Here’s what we’ve all accomplished together:
- 1. Teacher, parents, and administrators at the K-8 Healey School have been working with local technologists to design open source data dashboards, to support educators, families, tutors, and service providers to communicate about students’ progress toward standardized benchmarks. We've made an administrator data view, a teacher classroom view, and, an individual view supporting “teams” of teachers, families, and afterschool providers to discuss student progress. Our plan for fall 2011 was to pilot the dashboards with the principal, teacher (who also was the dashboard views' co-designer), some of his parents, and an afterschool provider and consider how to develop the views to support users’ everyday discussions. Due to an undesired lag in final technological development, planned pilots of the “admin view” and “teacher view” were delayed, but code has been created that pulls data out of Somerville’s Student Information System for quick viewing and can be put to use in any such “dashboard” project.
- 2. Teachers and students at Somerville High School have been innovating Eportfolios using free software, to support youth, teachers, and mentors to communicate about individual students’ full range of skills, learning interests, and learning experiences. In the eportfolio project, we all supported work SHS was already interested in doing -- transitioning paper portfolios to online portfolios that could show multiple viewers students' skills across the curriculum. SHS teachers and students took the lead, and eportfolio use is now expanding schoolwide. The [Somerville High School eportfolio website], designed by SHS teachers, continues to share great hints for teachers and students considering eportfolios.
- 3. Teachers and students at Full Circle/Next Wave, Somerville's alternative high and middle school, have been testing how one-to-one texting can support students, teachers, and mentors to communicate rapidly about students’ personal and academic needs. In 2011-12, more students and teachers have been trying one-to-one texting and also testing how a group texting tool might support rapid communication among “teams” of students’ chosen supporters.
- 4. Parents and staff at the K-8 Healey School in Somerville kept emphasizing the need for schoolwide information efforts to unite parents across their diverse, multilingual community. We worked on parent dialogue strategies (multilingual coffee hours, Reading Nights, and parent issue dialogues) and supported a parent to innovate an initial wiki for school reform notes. In 2010-11 and 2011-12, parents focused on designing a Parent connector network, where bilingual parent "Connectors" use phones, a hotline, and in-person meetings to connect to their more recent immigrant parent peers, and to help communicate information to and input from immigrant and low-income families. The hotline was developed by friend Leo Burd at the Center for Civic Media at MIT.

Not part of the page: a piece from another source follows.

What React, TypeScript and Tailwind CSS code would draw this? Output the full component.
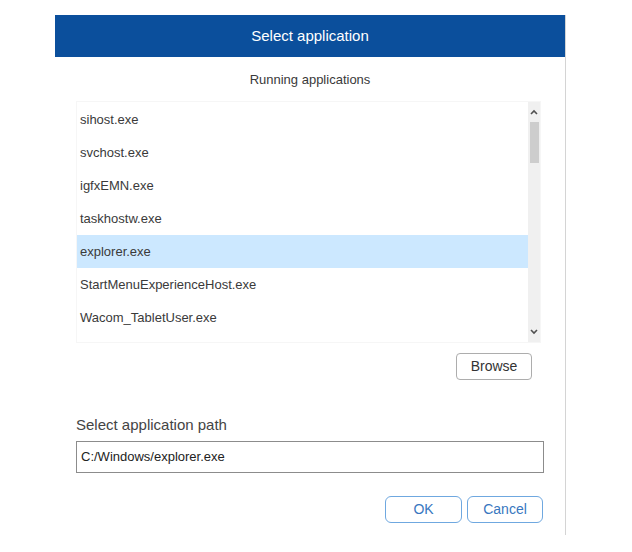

- 5. We networked and brainstormed with city residents and other local researchers interested in citywide information-sharing, and supported some Somervillians to produce multilingual tools (public videos) enabling more youth/families to hear about community resources and events.
- 6. We also supported a SHS grad working on low-cost improvements to Somerville's computer infrastructure (refurbishing computers, teaching multi-age classes in a housing project) so that more children and parents could access basic technology and gain basic technology skills to make such communications even possible. She did this in collaboration with Somerville's Haitian Coalition, in the Clarendon Hill housing development.